[Interface markup and scripts]
━━━━━━━━
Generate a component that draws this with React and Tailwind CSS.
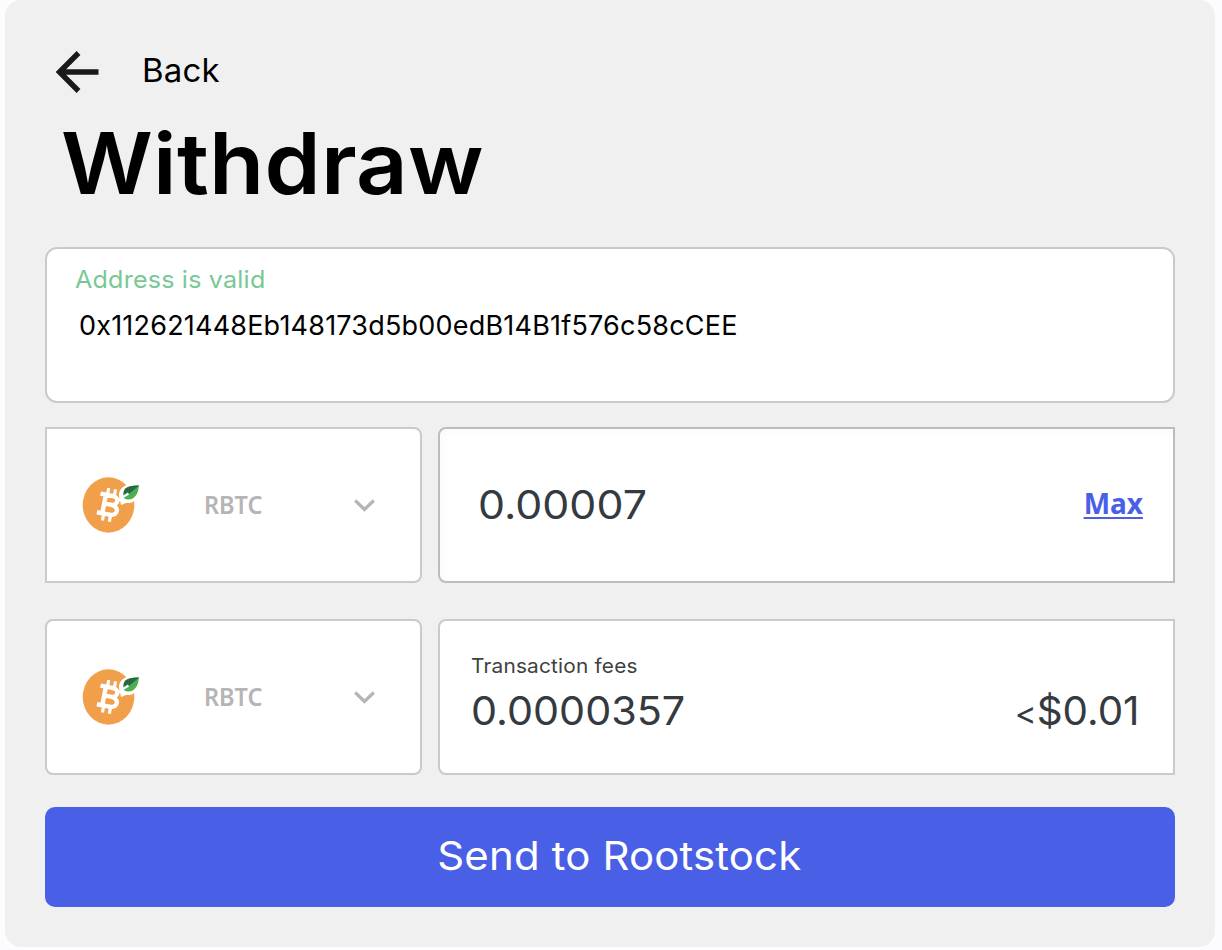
function RbtcLogo() {
  return (
    <svg className="h-[60px] w-[60px] shrink-0" viewBox="0 0 60 60" fill="none">
      <ellipse cx="27.5" cy="30" rx="25.8" ry="27.7" fill="#f29f4b" />
      <path d="M38 21C37 14 45 7 60 7C61 22 53 29 45 28L40 30Z" fill="#fff" />
      <g transform="translate(28.5 30) rotate(11)" stroke="#fff" strokeWidth="4.4">
        <path d="M-11 -9.5H1C9 -9.5 9 -0.5 1 -0.5H-5M1.5 -0.5C10.5 -0.5 10.5 9.5 2 9.5H-11M-5.5 -9.5V9.5" />
        <path d="M-4 -16.5V-10M3 -16.5V-10M-4 10V16.5M3 10V16.5" strokeWidth="3.2" />
      </g>
      <path d="M43 22C42 13 47 10 58 10.5C57 22 51 26 44 24Z" fill="#4caf50" />
      <path d="M43 23C40 13 47 10 58 10.5L51 16.5L43 23Z" fill="#246b43" />
      <path d="M37.5 25.5L42 22L47.5 18.5" stroke="#fff" strokeWidth="2.2" />
    </svg>
  );
}

function TokenSelect({ className }) {
  return (
    <button
      className={`flex h-[156px] w-[377px] shrink-0 items-center border-2 border-[#cacaca] bg-white pl-[34px] ${className}`}
    >
      <RbtcLogo />
      <span className="ml-[63px] inline-block w-[150px] origin-left scale-x-[0.94] text-left font-['Noto_Sans',sans-serif] text-[25px] font-semibold text-[#b5b5b5]">
        RBTC
      </span>
      <svg className="h-4 w-[22px]" viewBox="0 0 22 16" fill="none">
        <path d="M1.2 3.5L10.5 12.5L19.8 3.5" stroke="#b5b5b5" strokeWidth="3.2" />
      </svg>
    </button>
  );
}

export default function App() {
  return (
    <div className="h-[950px] w-[1222px] overflow-hidden bg-[#fcfcfe] pl-[5px] font-['Inter',sans-serif]">
      <main className="flex h-[947px] w-[1210px] flex-col rounded-2xl bg-[#f0f0f0] px-10">
        <button className="mt-[46px] flex h-[50px] items-center pl-[10px]">
          <svg className="h-[44px] w-[46px]" viewBox="0 0 46 44" fill="none">
            <path d="M23.5 4L4.5 23L23.5 42M4 23H43.5" stroke="#191919" strokeWidth="5.4" />
          </svg>
          <span className="ml-[41px] inline-block origin-left scale-x-[1.03] text-[32px] leading-none tracking-[0.2px] text-black">
            Back
          </span>
        </button>
        <h1 className="mt-[26px] ml-[16px] h-[84px] w-[420px] origin-left scale-x-[1.06] text-[85px] leading-[84px] font-semibold tracking-[0.2px] text-black">
          Withdraw
        </h1>
        <section className="mt-[41px] flex h-[156px] shrink-0 flex-col rounded-xl border-2 border-[#cacaca] bg-white">
          <label className="mt-[18px] ml-[28px] origin-left scale-x-[1.045] self-start text-2xl leading-[26px] tracking-[0.2px] text-[#79c894]">
            Address is valid
          </label>
          <span className="mt-[18px] ml-[32px] text-[27px] leading-[30px] tracking-[0.2px] text-black">
            0x112621448Eb148173d5b00edB14B1f576c58cCEE
          </span>
        </section>
        <section className="mt-6 flex gap-4">
          <TokenSelect className="rounded-r-lg" />
          <div className="flex h-[156px] flex-1 items-center justify-between rounded-l-lg border-2 border-[#bdbdbd] bg-white pr-[30px] pl-[38px] shadow-[inset_4px_4px_8px_rgba(0,0,0,0.02)]">
            <span className="mb-[2px] inline-block origin-left scale-x-[1.1] text-[39px] leading-none text-[#343a40]">0.00007</span>
            <a className="mb-[5px] font-['Noto_Sans',sans-serif] text-[28px] leading-none font-bold text-[#4960e6] underline decoration-2 underline-offset-[3px]">
              Max
            </a>
          </div>
        </section>
        <section className="mt-9 flex gap-4">
          <TokenSelect className="rounded-lg" />
          <div className="flex h-[156px] flex-1 flex-col rounded-l-lg border-2 border-[#cacaca] bg-white pr-[33px] pl-[31px]">
            <span className="mt-[33px] origin-left scale-x-[1.04] self-start text-[20px] leading-6 tracking-[0.2px] text-[#404040]">
              Transaction fees
            </span>
            <div className="mt-[13px] flex justify-between text-[39px] leading-[40px] text-[#343a40]">
              <span className="inline-block origin-left scale-x-[1.06]">0.0000357</span>
              <span className="inline-block origin-right scale-x-[1.035]">
                <span className="text-[32px]">&lt;</span>$0.01
              </span>
            </div>
          </div>
        </section>
        <button className="mt-8 flex h-[100px] shrink-0 items-center justify-center rounded-[10px] bg-[#4960e6] pb-[3px] pl-[19px] text-[39px] leading-none text-white">
          <span className="inline-block scale-x-[1.075] tracking-[0.15px]">Send to Rootstock</span>
        </button>
      </main>
    </div>
  );
}
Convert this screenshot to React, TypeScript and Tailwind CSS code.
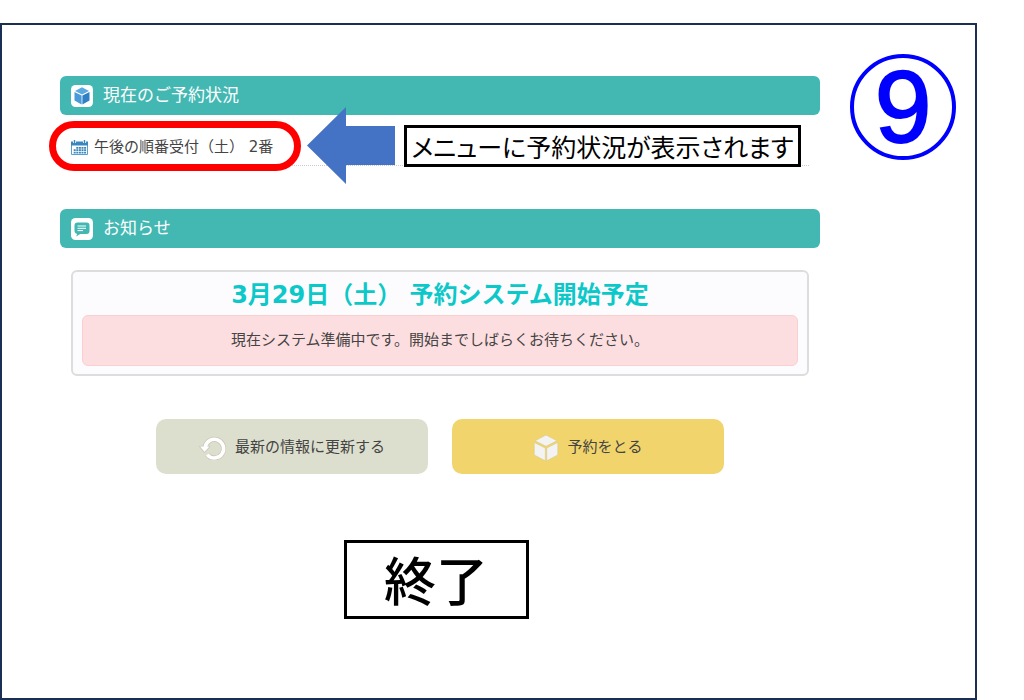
━━━━━━━━
PROBLEM STATEMENT:
Look through the data above. Each line containing the word "React" needs to be copied.

ANSWER:
Generate a component that draws this with React and Tailwind CSS.
Convert this screenshot to React, TypeScript and Tailwind CSS code.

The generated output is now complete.